WINNER OF THE NOBEL PRIZE® IN LITERATURE 2013
A Best Book of the Year: San Francisco Chronicle, NPR, Minneapolis Star Tribune
“If there’s literary pleasure greater than reading Alice Munro, it must be rereading Alice Munro.” —The Seattle Times
Here is a selection of Munro’s most accomplished and powerfully affecting short fiction from the last two decades, a companion volume to A Wilderness Station: Selected Stories, 1968–1994. These stories encompass the fullness of human experience, from the wild exhilaration of first love (in “Passion”) to the punishing consequences of leaving home (“Runaway”) or ending a marriage (“The Children Stay”).

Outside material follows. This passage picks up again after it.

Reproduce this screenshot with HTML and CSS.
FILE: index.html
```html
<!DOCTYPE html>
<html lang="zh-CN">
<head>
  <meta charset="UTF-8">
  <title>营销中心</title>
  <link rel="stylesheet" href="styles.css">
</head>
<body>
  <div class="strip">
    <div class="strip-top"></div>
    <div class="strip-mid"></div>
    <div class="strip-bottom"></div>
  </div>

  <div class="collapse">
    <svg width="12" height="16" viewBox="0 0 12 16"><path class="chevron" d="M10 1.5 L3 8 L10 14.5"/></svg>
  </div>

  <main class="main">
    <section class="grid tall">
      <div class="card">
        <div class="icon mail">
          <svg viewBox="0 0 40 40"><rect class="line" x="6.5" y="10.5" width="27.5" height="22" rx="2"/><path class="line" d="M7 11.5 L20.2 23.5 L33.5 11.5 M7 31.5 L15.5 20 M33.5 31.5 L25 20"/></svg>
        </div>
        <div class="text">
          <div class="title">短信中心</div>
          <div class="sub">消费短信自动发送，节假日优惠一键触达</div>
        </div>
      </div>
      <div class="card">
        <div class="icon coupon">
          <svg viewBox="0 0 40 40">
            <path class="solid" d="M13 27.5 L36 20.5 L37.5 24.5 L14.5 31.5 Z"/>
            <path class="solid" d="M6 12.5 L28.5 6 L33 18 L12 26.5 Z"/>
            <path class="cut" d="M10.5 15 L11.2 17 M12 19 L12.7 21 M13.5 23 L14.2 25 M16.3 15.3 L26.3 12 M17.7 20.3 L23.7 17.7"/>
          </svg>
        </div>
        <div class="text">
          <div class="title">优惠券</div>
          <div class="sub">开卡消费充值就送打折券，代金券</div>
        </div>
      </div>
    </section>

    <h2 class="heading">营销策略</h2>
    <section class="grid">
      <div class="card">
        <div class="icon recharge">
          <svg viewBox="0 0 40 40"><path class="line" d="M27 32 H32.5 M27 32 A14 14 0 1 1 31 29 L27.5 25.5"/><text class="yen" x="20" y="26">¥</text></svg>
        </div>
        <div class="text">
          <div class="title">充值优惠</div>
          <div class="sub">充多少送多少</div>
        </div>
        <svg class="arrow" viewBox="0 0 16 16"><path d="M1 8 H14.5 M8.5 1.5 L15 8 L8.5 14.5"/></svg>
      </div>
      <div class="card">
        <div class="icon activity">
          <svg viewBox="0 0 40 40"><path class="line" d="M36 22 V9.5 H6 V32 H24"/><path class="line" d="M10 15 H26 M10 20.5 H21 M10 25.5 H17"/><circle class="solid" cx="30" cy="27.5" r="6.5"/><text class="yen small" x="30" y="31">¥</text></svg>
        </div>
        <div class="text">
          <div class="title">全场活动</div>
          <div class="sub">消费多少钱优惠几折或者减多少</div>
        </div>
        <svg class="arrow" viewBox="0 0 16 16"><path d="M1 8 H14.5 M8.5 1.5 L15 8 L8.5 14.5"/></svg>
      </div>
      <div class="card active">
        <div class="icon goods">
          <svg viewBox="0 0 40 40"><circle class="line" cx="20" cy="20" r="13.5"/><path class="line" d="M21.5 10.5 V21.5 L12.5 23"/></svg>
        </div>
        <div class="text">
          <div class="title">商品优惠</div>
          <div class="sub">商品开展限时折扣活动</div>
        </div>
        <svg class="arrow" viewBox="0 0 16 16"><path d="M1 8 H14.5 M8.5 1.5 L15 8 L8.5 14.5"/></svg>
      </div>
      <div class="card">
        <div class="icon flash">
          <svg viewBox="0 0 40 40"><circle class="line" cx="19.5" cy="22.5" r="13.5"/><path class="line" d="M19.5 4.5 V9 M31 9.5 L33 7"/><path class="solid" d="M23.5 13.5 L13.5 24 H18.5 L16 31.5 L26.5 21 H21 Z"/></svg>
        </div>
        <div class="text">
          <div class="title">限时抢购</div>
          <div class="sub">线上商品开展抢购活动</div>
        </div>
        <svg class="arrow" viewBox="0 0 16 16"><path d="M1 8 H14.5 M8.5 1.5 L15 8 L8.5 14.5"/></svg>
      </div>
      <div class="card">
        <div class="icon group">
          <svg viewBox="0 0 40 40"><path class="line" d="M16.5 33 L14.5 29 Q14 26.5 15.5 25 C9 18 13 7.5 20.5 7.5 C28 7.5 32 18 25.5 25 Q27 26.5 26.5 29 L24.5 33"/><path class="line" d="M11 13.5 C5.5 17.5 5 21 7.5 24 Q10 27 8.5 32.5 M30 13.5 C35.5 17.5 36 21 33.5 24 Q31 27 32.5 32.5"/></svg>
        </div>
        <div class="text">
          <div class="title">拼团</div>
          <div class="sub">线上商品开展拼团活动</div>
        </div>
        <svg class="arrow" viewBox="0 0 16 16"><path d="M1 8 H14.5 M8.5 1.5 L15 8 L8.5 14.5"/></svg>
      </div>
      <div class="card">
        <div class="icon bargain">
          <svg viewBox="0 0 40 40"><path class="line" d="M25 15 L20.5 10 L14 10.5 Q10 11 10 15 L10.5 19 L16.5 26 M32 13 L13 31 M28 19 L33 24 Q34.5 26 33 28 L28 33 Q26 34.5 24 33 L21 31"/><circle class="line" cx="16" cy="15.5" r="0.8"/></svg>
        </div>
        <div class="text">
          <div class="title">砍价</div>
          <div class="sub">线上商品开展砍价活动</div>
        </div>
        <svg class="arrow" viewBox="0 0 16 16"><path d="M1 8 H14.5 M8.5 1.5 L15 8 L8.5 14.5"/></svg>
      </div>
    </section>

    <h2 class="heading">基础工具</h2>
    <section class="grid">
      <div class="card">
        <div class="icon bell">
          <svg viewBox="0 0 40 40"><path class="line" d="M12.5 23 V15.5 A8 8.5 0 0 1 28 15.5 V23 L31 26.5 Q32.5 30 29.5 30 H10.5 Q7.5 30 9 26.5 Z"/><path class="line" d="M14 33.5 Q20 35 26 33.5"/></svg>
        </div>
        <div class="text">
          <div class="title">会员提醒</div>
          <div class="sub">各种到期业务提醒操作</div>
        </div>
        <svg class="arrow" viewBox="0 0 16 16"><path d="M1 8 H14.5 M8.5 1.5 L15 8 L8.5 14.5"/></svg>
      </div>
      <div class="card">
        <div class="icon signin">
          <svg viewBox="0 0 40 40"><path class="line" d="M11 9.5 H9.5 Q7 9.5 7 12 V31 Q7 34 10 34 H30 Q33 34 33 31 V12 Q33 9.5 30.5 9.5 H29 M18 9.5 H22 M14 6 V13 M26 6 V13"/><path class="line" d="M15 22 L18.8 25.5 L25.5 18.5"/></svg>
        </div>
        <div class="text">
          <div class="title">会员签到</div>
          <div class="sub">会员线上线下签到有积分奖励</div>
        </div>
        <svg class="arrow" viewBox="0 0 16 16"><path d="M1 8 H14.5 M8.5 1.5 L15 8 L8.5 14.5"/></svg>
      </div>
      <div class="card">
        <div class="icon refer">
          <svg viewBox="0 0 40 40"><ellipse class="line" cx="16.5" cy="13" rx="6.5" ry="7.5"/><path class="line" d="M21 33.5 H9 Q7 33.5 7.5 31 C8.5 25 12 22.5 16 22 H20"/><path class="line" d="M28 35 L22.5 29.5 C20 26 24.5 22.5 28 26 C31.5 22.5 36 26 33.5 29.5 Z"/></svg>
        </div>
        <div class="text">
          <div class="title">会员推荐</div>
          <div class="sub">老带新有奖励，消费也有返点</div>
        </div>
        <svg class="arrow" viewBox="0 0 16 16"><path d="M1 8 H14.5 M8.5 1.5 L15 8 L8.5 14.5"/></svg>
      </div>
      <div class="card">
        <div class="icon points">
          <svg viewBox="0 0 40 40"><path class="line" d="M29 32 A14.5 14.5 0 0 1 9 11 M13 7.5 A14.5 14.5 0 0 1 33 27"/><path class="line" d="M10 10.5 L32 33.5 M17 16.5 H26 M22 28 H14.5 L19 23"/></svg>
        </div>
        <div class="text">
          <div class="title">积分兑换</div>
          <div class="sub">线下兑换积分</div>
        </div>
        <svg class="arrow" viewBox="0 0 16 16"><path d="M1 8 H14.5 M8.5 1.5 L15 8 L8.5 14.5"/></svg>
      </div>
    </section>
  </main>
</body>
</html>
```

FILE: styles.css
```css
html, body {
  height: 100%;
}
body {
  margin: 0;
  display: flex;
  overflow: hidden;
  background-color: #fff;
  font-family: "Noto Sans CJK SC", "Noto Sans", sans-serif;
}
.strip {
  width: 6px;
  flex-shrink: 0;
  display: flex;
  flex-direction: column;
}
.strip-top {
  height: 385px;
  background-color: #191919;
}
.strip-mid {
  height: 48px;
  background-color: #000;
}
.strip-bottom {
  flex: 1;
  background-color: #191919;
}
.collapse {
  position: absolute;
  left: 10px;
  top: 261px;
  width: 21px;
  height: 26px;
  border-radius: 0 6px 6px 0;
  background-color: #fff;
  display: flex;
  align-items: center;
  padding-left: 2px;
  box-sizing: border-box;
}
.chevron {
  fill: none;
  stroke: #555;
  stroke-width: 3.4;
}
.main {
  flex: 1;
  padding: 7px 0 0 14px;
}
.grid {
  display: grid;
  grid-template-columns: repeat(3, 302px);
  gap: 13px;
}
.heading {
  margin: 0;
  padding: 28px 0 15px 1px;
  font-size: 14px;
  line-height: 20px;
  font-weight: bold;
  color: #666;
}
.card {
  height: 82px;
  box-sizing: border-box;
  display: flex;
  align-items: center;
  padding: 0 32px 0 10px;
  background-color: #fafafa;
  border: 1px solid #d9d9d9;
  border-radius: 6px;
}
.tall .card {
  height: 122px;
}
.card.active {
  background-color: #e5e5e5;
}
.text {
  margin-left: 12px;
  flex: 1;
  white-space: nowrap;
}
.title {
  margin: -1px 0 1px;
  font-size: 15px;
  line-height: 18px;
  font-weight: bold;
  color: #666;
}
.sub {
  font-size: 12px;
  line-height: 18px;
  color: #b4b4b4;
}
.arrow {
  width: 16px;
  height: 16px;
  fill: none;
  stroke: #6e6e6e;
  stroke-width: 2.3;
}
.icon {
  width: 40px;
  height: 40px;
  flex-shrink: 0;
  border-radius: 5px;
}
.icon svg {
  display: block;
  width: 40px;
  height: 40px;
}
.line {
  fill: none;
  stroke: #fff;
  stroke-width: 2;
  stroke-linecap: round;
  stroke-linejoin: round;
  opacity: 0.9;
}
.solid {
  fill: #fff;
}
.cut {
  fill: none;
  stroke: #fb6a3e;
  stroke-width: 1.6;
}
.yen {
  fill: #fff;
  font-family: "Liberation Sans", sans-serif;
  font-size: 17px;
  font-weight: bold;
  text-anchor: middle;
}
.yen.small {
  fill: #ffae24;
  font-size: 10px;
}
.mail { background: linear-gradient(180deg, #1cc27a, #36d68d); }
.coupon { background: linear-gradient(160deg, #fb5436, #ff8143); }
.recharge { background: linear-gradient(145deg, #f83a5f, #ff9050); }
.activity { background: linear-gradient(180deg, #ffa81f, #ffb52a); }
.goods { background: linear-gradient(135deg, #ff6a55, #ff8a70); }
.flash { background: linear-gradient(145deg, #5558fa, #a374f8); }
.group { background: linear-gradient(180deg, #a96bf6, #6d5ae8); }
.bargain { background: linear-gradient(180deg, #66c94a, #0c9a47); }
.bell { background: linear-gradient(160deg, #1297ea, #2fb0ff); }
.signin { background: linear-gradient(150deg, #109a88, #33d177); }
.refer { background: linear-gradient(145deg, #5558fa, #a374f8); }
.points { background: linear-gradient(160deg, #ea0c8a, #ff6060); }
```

And in stories that Munro has described as “closer to the truth than usual”—”Dear Life,” “Working for a Living,” and “Home”—we glimpse the author’s own life.
Subtly honed with her hallmark precision, grace, and compassion, these stories illuminate the quotidian yet astonishing particularities in the lives of men and women, parents and children, friends and lovers as they discover sex, fall in love, part, quarrel, suffer defeat, set off into the unknown, or find a way to be in the world.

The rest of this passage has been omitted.